Over 3.4 billion people, about 42 percent of the global population, speak an Indo-European language as a first language. This is by far the most of any language family. Ethnologue counts about 446 living Indo-European languages, of which 313 belong to the Indo-Iranian branch.
What is the Proto-Indo-European language?
Proto-Indo-European is the reconstructed common ancestor of all Indo-European languages, spoken sometime during the Neolithic or early Bronze Age around 3300 BC. It left no written records and has been rebuilt entirely from its descendant languages. It was an inflected language with a complex system of 15 stop consonants.
Where did the Proto-Indo-European homeland come from?
The academic consensus supports the Kurgan hypothesis, which places the Proto-Indo-European homeland on the Pontic-Caspian steppe in what is now Ukraine and Southern Russia. It is associated with the Yamnaya culture and related archaeological cultures during the 4th and early 3rd millennia BC.
Who first proposed that Indo-European languages were related?
Sir William Jones lectured to the Asiatic Society of Bengal in 1786, arguing that Latin, Greek, and Sanskrit had sprung from a common source that perhaps no longer exists. Earlier observers included Thomas Stephens in 1583 and Filippo Sassetti in 1585, but their notes did not lead to further inquiry. Marcus Zuerius van Boxhorn proposed a shared ancestor he called Scythian in 1647.
What is the oldest written Indo-European language?
Hittite is the earliest recorded Indo-European language. The Anitta text, written in Hittite and dated to 1700 BC, is the oldest known text in any Indo-European language. Even older are isolated Hittite and Luwian words found in Old Assyrian texts from the 20th and 19th centuries BC.

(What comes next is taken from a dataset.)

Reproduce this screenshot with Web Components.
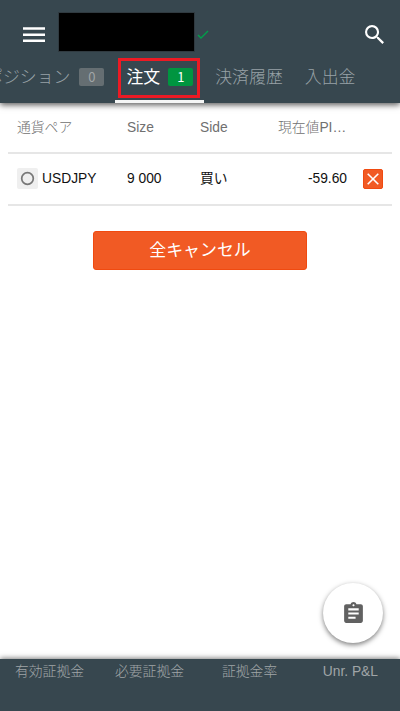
<!DOCTYPE html>
<html lang="ja">
<head>
<meta charset="utf-8">
<title>注文</title>
<style>
html,body{margin:0;height:100%;overflow:hidden;background:#fff}
body{font-family:"Liberation Sans","Noto Sans CJK JP",sans-serif;font-size:13.8px;color:#212121}
</style>
</head>
<body>
<trade-app></trade-app>
<script>
const define = (name, html) => customElements.define(name, class extends HTMLElement {
  constructor() {
    super();
    this.attachShadow({mode: "open"}).innerHTML = html;
  }
});

define("count-badge", `<style>
:host{display:block;box-sizing:border-box;width:25px;height:18px;margin-top:3px;border-radius:2px;background:#656e72;color:#a0a5a7;
font:400 13px/18px "Noto Sans CJK JP",sans-serif;text-align:center}
:host([active]){background:#009540;color:#fff}
</style><slot></slot>`);

define("app-tab", `<style>
:host{display:flex;box-sizing:border-box;flex:none;height:49px;padding:0 11px 3px;align-items:center;gap:9px;
font:300 16.9px/24px "Noto Sans CJK JP",sans-serif;color:#98a2a7;white-space:nowrap;border-bottom:3px solid transparent}
:host([active]){color:#fff;font-weight:400;gap:8px;border-bottom-color:#f4f5f5;position:relative}
:host([active])::after{content:"";position:absolute;left:3px;top:4px;width:76px;height:34px;border:3px solid #ec1a24}
</style><slot></slot>`);

define("app-header", `<style>
:host{display:flex;flex-direction:column;height:103px;background:#37474f;box-shadow:0 2px 6px rgba(0,0,0,.65);position:relative;overflow:visible}
.bar{display:flex;height:54px;box-sizing:border-box;padding:13px 16px 0 23px}
.menu{margin:14px 14px 0 0;width:22px;height:16px}
.name{width:135px;height:38px;background:#000;outline:1px solid #303a40}
.check{margin:17px 0 0 3px;width:12px;height:9px}
.search{margin:12px 0 0 auto;width:19px;height:19px}
svg{display:block;flex:none}
.tabs{display:flex;height:49px;overflow:hidden}
.track{display:flex;margin-left:-25px}
</style>
<div class="bar">
<svg class="menu" viewBox="0 0 22 16"><path d="M0 1.5h22M0 7.7h22M0 13.8h22" stroke="#fff" stroke-width="2.5"/></svg>
<div class="name"></div>
<svg class="check" viewBox="0 0 12 9"><path d="M1 5l3 3 7-7" fill="none" stroke="#00a04a" stroke-width="1.4"/></svg>
<svg class="search" viewBox="3 3 17.5 17.5"><path fill="#fff" d="M15.5 14h-.79l-.28-.27A6.471 6.471 0 0 0 16 9.5 6.5 6.5 0 1 0 9.5 16c1.61 0 3.09-.59 4.23-1.57l.27.28v.79l5 4.99L20.49 19l-4.99-5zm-6 0C7.01 14 5 11.99 5 9.5S7.01 5 9.5 5 14 7.01 14 9.5 11.99 14 9.5 14z"/></svg>
</div>
<div class="tabs"><div class="track"><slot></slot></div></div>`);

define("order-row", `<style>
:host{display:grid;grid-template-columns:110px 73px 78px 69px 1fr;align-items:center;box-sizing:border-box;
height:52px;margin:0 8px;padding-left:9px;border-bottom:2px solid #e6e6e6;line-height:20px;white-space:nowrap;color:#111}
:host([head]){height:51px;color:#707070;font-weight:300}
::slotted([slot=value]){text-align:right}
:host([head]) ::slotted([slot=value]){text-align:left}
::slotted([slot=pair]){display:flex;align-items:center}
::slotted([slot=action]){justify-self:end;margin-right:9px}
</style><slot name="pair"></slot><slot name="size"></slot><slot name="side"></slot><slot name="value"></slot><slot name="action"></slot>`);

define("pair-marker", `<style>
:host{display:flex;width:21px;height:21px;margin:0 4px 2px 0;border-radius:2px;background:#efefef;align-items:center;justify-content:center}
svg{display:block}
</style><svg width="15" height="15" viewBox="0 0 15 15"><circle cx="7.5" cy="7.5" r="5.8" fill="none" stroke="#777" stroke-width="1.7"/></svg>`);

define("close-button", `<style>
:host{display:block;box-sizing:border-box;width:20px;height:20px;border-radius:2px;background:#f15a24;border:1px solid #f04a10}
svg{display:block}
</style><svg width="18" height="18" viewBox="0 0 18 18"><path d="M3.7 3.7l10.6 10.6M14.3 3.7L3.7 14.3" stroke="#fff" stroke-width="1.6"/></svg>`);

define("cancel-button", `<style>
:host{display:block;box-sizing:border-box;width:214px;height:39px;margin:25px auto 0 93px;border:1px solid #f04a10;border-radius:3px;
background:#f15a24;color:#fff;font:400 16.9px/34px "Noto Sans CJK JP",sans-serif;text-align:center}
</style><slot></slot>`);

define("clipboard-fab", `<style>
:host{position:absolute;right:17px;top:583px;width:60px;height:60px;border-radius:50%;background:#fff;
box-shadow:0 2px 5px rgba(0,0,0,.5);display:flex;align-items:center;justify-content:center}
</style><svg width="25" height="25" viewBox="0 0 24 24"><path fill="#616161" d="M19 3h-4.18C14.4 1.84 13.3 1 12 1c-1.3 0-2.4.84-2.82 2H5c-1.1 0-2 .9-2 2v14c0 1.1.9 2 2 2h14c1.1 0 2-.9 2-2V5c0-1.1-.9-2-2-2zm-7 0c.55 0 1 .45 1 1s-.45 1-1 1-1-.45-1-1 .45-1 1-1zm2 14H7v-2h7v2zm3-4H7v-2h10v2zm0-4H7V7h10v2z"/></svg>`);

define("account-footer", `<style>
:host{display:flex;box-sizing:border-box;height:52px;margin-top:auto;padding:3px 22px 0 15px;background:#37474f;color:#a0a5a7;
line-height:20px;font-weight:300;box-shadow:0 -1px 5px rgba(0,0,0,.5);white-space:nowrap}
::slotted(:nth-child(1)),::slotted(:nth-child(2)){width:100px}
::slotted(:nth-child(3)){margin-left:7px}
::slotted(:last-child){margin-left:auto}
</style><slot></slot>`);

define("trade-app", `<style>
:host{display:flex;flex-direction:column;position:relative;width:400px;height:711px;overflow:hidden}
</style>
<app-header>
<app-tab>ポジション<count-badge>0</count-badge></app-tab>
<app-tab active>注文<count-badge active>1</count-badge></app-tab>
<app-tab>決済履歴</app-tab>
<app-tab>入出金</app-tab>
</app-header>
<order-row head><span slot="pair">通貨ペア</span><span slot="size">Size</span><span slot="side">Side</span><span slot="value">現在値PI…</span></order-row>
<order-row><span slot="pair"><pair-marker></pair-marker>USDJPY</span><span slot="size">9 000</span><span slot="side">買い</span><span slot="value">-59.60</span><close-button slot="action"></close-button></order-row>
<cancel-button>全キャンセル</cancel-button>
<clipboard-fab></clipboard-fab>
<account-footer><span>有効証拠金</span><span>必要証拠金</span><span>証拠金率</span><span>Unr. P&amp;L</span></account-footer>`);
</script>
</body>
</html>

What are the branches of the Indo-European language family?
The Indo-European family has ten major branches: Albanian, Anatolian, Armenian, Balto-Slavic, Celtic, Germanic, Hellenic, Indo-Iranian, Italic, and Tocharian. Anatolian and Tocharian are extinct, while the others contain living languages. All descend from Proto-Indo-European.
What is the difference between centum and satem languages?
The centum-satem division splits Indo-European based on how the word for hundred developed, and it was named by Peter von Bradke in 1890. In satem languages, including Balto-Slavic and Indo-Iranian, the palatovelar sounds became sibilants. In centum languages such as Latin they merged into plain velars, giving the hard k of centum.